Отношение к употреблению алкоголя было важным элементом общественной морали казаков. Поэтому он потреблялся во время проведения социально значимых мероприятий: во время общинных и семейных праздников, заключения различных договоров и т. д. Ценностные установки не позволяли пить алкогольные напитки в одиночестве и без надлежащего повода. Беспробудное пьянство читалось кощунством.

Казачья среда отличалась тем, что сохраняла многие архаичные элементы ментальности и связанные с ними практики. Это касается и алкоголя. Ранние казаки чётко разделяли период войны, когда надо было воздерживаться от пития, и мирное время, когда пить было можно и нужно. Дело в том, что казачьи пиры несли большую символическую нагрузку[1]. Сама возможность участия в них означало приобщённость к казачеству, поскольку сам пир наглядно воплощал главные ценности ранних казаков – единство и свободу.

В целом позитивное отношение к алкоголю сохранялось у казаков и после переселения на Кубань. «Так горилочку, гришным дилом, козаки тай их жиночки долюбливають. Жиночки – наливку та запиканку, а чоловики – настоящу горилку» - говорила Ф.А. Щербине пожилая черноморка[2]. Но фиксируются первые случаи принятия мер против пьяниц. В 1801 г. Писарь К. Вербицкий был отрешен от должности и отправлен служить на кордон «донеже не исправит себя»[3].

В соответствии с древним славянским обычаем, социально значимые события не обходились без выпивки. «Как водится между людьми православными, в доме моём пили водку в святое Христово воскресение» - писал в следственных показаниях черноморец середины XIX в.[4] Принято было отмечать гулянием переходные моменты казачьей жизни (например, уход казаков на службу и возвращение с неё). «Тут, на кургане, происходили дружелюбные попойки самого невинного свойства, затягиваясь иногда до самой поздней ночи… На высоком кургане часто слышались заздравные тоста подгулявших старичков» - вспоминал офицер Хопёрского полка И.Г. Свидин об отправлении казаков на русско-турецкую войну 1877 – 1878 гг. Он отмечал, что встречные казаки часто зазывали его в гости[5]. В начале XX в. после манёвров семьи казаков приглашали погостить тех офицеров, которые достойно проявили себя во время маневров[6]. Описанные выше обычаи должны были укрепить связь между казаками: уходящими в поход и остающимися, офицерами и нижними чинами. Через них отдавалась дань уважения воинам и офицерам, поощрялись их достоинства.

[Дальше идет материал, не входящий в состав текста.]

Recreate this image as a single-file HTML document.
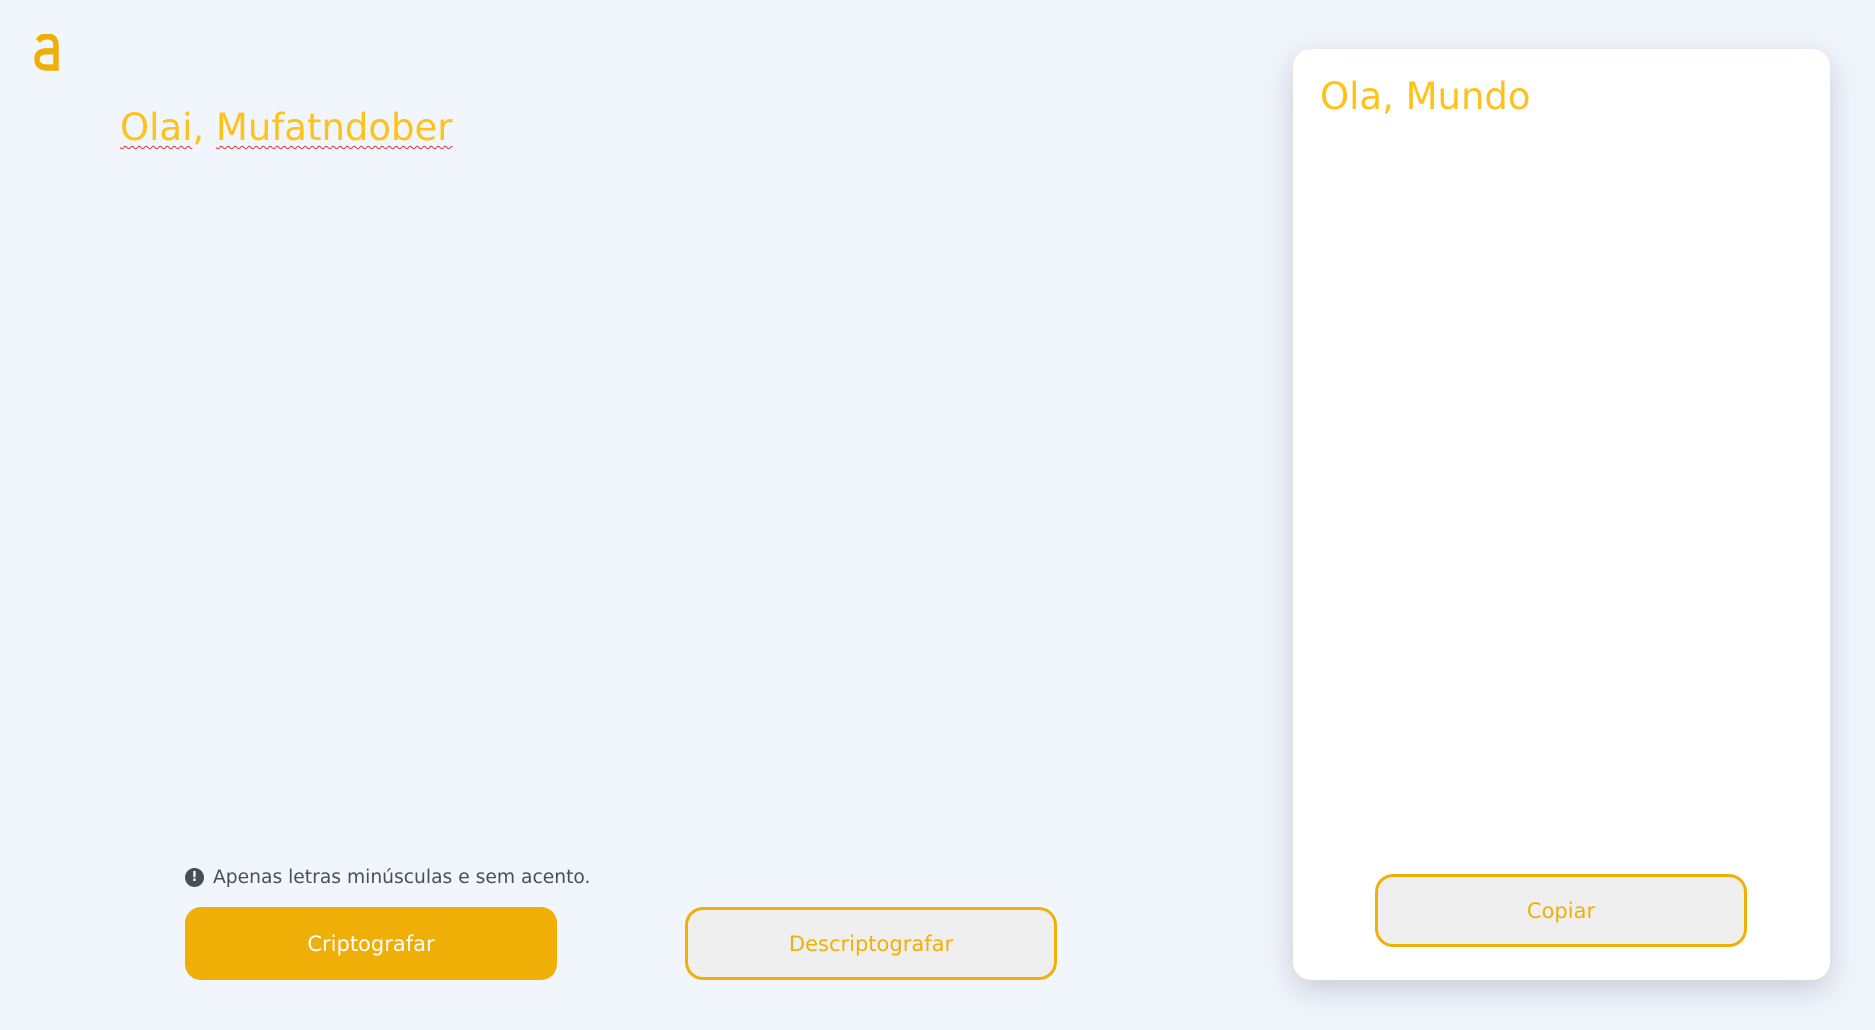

В казачьей среде было принято подносить спиртное людям, занимающим высокое положение в обществе. Таким как атаманы, выборные, священники. Поднесение спиртного было символическим (да и не только) пожеланием благополучия и связанного с ним удовольствия. Недаром выборных и членов правления называли «мокроусыми»[7]. «Батюшку заваливали продуктами… Ну, естественно, араку варили. «Батюшка, родненький, не откажите» - угощали батюшку. Сколько дворов, столько и угощений. Естественно, батюшка некудышный.» - вспоминала жительница станицы Бикешевской Е.И. Таранова[8].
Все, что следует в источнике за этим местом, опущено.